A sketch with the best-known Swiss tongue twister

Philippe Verdy via Unicode unicode at unicode.org
Sat Mar 10 06:16:48 CST 2018


2018-03-10 12:26 GMT+01:00 philip chastney <philip_chastney at yahoo.com>:

>
> -- when I lived that way, the French-speaking population of Nancy referred
> to the language of their German-speaking compatriots as "platt deutsch"
> (the way they used the term, it did not extend any further east than Alsace)
>

Note that  this is what you heard in Lorraine, and there's some competition
between Lorraine and Alsace.
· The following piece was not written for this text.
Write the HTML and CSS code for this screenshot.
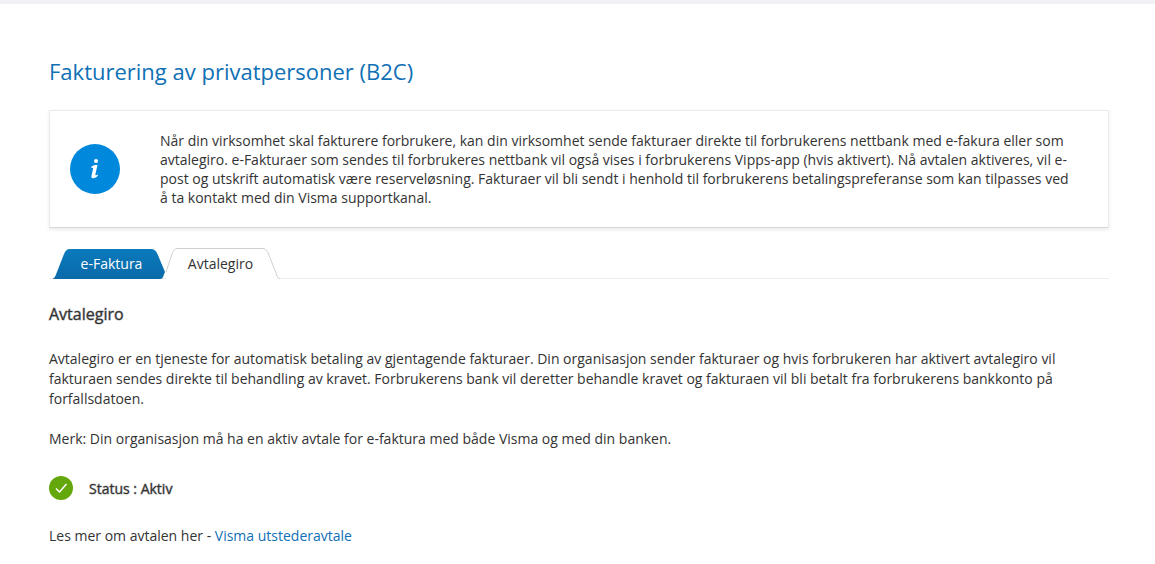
FILE: index.html
```html
<!DOCTYPE html>
<html lang="no">
<head>
<meta charset="utf-8">
<title>Fakturering av privatpersoner (B2C)</title>
<link rel="stylesheet" href="styles.css">
</head>
<body>
<main class="page">
  <h1 class="page-title">Fakturering av privatpersoner (B2C)</h1>
  <section class="info-panel">
    <svg class="info-icon" viewBox="0 0 50 50" aria-hidden="true">
      <circle cx="25" cy="25" r="25" fill="#0089dc"/>
      <circle cx="26" cy="17" r="2" fill="#fff"/>
      <path d="M21.300 22.800C23 21.200 25.500 20.800 27.500 21.100L25.400 30.300C25.200 31.500 26 31.700 27.700 30.400L28 31.500C26.500 33.400 24.500 34.300 23 34.200C21.500 34.100 21.200 33 21.500 31.700L23.100 24.600C23.300 23.500 22.800 23.400 21.500 24Z" fill="#fff"/>
    </svg>
    <p class="info-text">Når din virksomhet skal fakturere forbrukere, kan din virksomhet sende fakturaer direkte til forbrukerens nettbank med e-fakura eller som avtalegiro. e-Fakturaer som sendes til forbrukeres nettbank vil også vises i forbrukerens Vipps-app (hvis aktivert). Nå avtalen aktiveres, vil e-post og utskrift automatisk være reserveløsning. Fakturaer vil bli sendt i henhold til forbrukerens betalingspreferanse som kan tilpasses ved å ta kontakt med din Visma supportkanal.</p>
  </section>
  <div class="tabs" role="tablist">
    <button class="tab tab-filled" type="button" role="tab" aria-selected="false">
      <svg class="tab-shape" viewBox="0 0 113 31" aria-hidden="true">
        <defs><linearGradient id="tab-blue" x1="0" y1="0" x2="0" y2="1"><stop offset="0" stop-color="#0a7abc"/><stop offset="1" stop-color="#0a6aa9"/></linearGradient></defs>
        <path d="M0 31V30.500C1.500 30 2 29 2.800 27L11 6C12.500 2.500 14 1 17 1H98C101 1 103 2.500 104.500 6L112 24L110 29Q109.500 31 107.500 31Z" fill="url(#tab-blue)"/>
      </svg>
      <span class="tab-label">e-Faktura</span>
    </button>
    <button class="tab tab-open" type="button" role="tab" aria-selected="true">
      <svg class="tab-shape" viewBox="0 0 113 31" aria-hidden="true">
        <path d="M0 24L6 6C7.500 2 9 .5 12 .5H96C99 .5 101 2 102.500 6L110 25C111 28 111.500 30.500 114 30.500V31H0Z" fill="#fff"/>
        <path d="M0 24L6 6C7.500 2 9 .5 12 .5H96C99 .5 101 2 102.500 6L110 25C111 28 111.500 30.500 114 30.500" fill="none" stroke="#d0d0d0"/>
      </svg>
      <span class="tab-label">Avtalegiro</span>
    </button>
  </div>
  <section class="tab-content" role="tabpanel">
    <h2 class="section-title">Avtalegiro</h2>
    <p class="paragraph">Avtalegiro er en tjeneste for automatisk betaling av gjentagende fakturaer. Din organisasjon sender fakturaer og hvis forbrukeren har aktivert avtalegiro vil fakturaen sendes direkte til behandling av kravet. Forbrukerens bank vil deretter behandle kravet og fakturaen vil bli betalt fra forbrukerens bankkonto på forfallsdatoen.</p>
    <p class="paragraph">Merk: Din organisasjon må ha en aktiv avtale for e-faktura med både Visma og med din banken.</p>
    <div class="status">
      <svg class="status-icon" viewBox="0 0 24 24" aria-hidden="true">
        <circle cx="12" cy="12" r="12" fill="#64a70b"/>
        <path d="M7 12.500L10.500 16L17.500 8" fill="none" stroke="#fff" stroke-width="1.500"/>
      </svg>
      <strong class="status-text">Status : Aktiv</strong>
    </div>
    <p class="more">Les mer om avtalen her - <a class="link" href="#">Visma utstederavtale</a></p>
  </section>
</main>
</body>
</html>
```
FILE: styles.css
```css
* {
  box-sizing: border-box;
}

body {
  margin: 0;
  background: #fff;
  border-top: 4px solid #f0f1f6;
  color: #333;
  font: 14px/20px "Open Sans", sans-serif;
}

.page {
  padding: 52px 46px 16px 49px;
}

.page-title {
  margin: 0 0 24px;
  color: #1070b5;
  font-size: 22px;
  font-weight: 400;
  line-height: 30px;
}

.info-panel {
  display: flex;
  align-items: center;
  gap: 40px;
  padding: 20px 36px 20px 20px;
  border: 1px solid #eaeaea;
  border-bottom-color: #d8d8d8;
  box-shadow: 0 2px 4px rgba(0, 0, 0, 0.08);
}

.info-icon {
  flex: none;
  width: 50px;
  height: 50px;
}

.info-text {
  margin: 0;
  line-height: 19px;
}

.tabs {
  display: flex;
  margin-top: 20px;
  padding-left: 4px;
  background: linear-gradient(#ececec, #ececec) bottom / 100% 1px no-repeat;
}

.tab {
  position: relative;
  width: 113px;
  height: 31px;
  padding: 0;
  border: 0;
  background: none;
  color: #333;
  font: inherit;
  cursor: pointer;
}

.tab-filled {
  padding-left: 4px;
  color: #fff;
}

.tab-open {
  padding-right: 4px;
}

.tab-shape {
  position: absolute;
  inset: 0;
  width: 100%;
  height: 100%;
  overflow: visible;
}

.tab-label {
  position: relative;
}

.section-title {
  margin: 24px 0;
  font-size: 16px;
  font-weight: 400;
  line-height: 22px;
  -webkit-text-stroke: 1px rgba(51, 51, 51, 0.4);
}

.paragraph {
  margin: 0 0 20px;
}

.status {
  display: flex;
  align-items: center;
  gap: 16px;
  margin: 27px 0 26px;
}

.status-icon {
  width: 24px;
  height: 24px;
}

.status-text {
  padding-top: 2px;
  font-weight: 400;
  -webkit-text-stroke: 1px rgba(51, 51, 51, 0.4);
}

.more {
  margin: 0;
}

.link {
  color: #1070b5;
  text-decoration: none;
}
```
If you lived in Alsace they absolutely don't
like to have their language named "German" or "Deutsch" or "platt Deutsch",
this is "alsacien" for them and nothing else even if people in Lorraine
(that use other regional oil languages, not based on the Germanic substrate
but on Romance substrate) refer to Alsatians as "platt deutsch" with even
more confusion as it actually mean "low German" and confusing with "nds"
spoken much further to the North (North-western Germany and Netherlands)
and not at all in France, not even in the Nord department (where Flemish,
i.e. a local variant of Dutch="nl-FR" is spoken by a small aging minority
around Dunkerque and nearly extinct now everywhere in the French Flanders
and extinct now in Lille, replaced since long by the popular Lillois
variant of Picard locally named "ch'timi").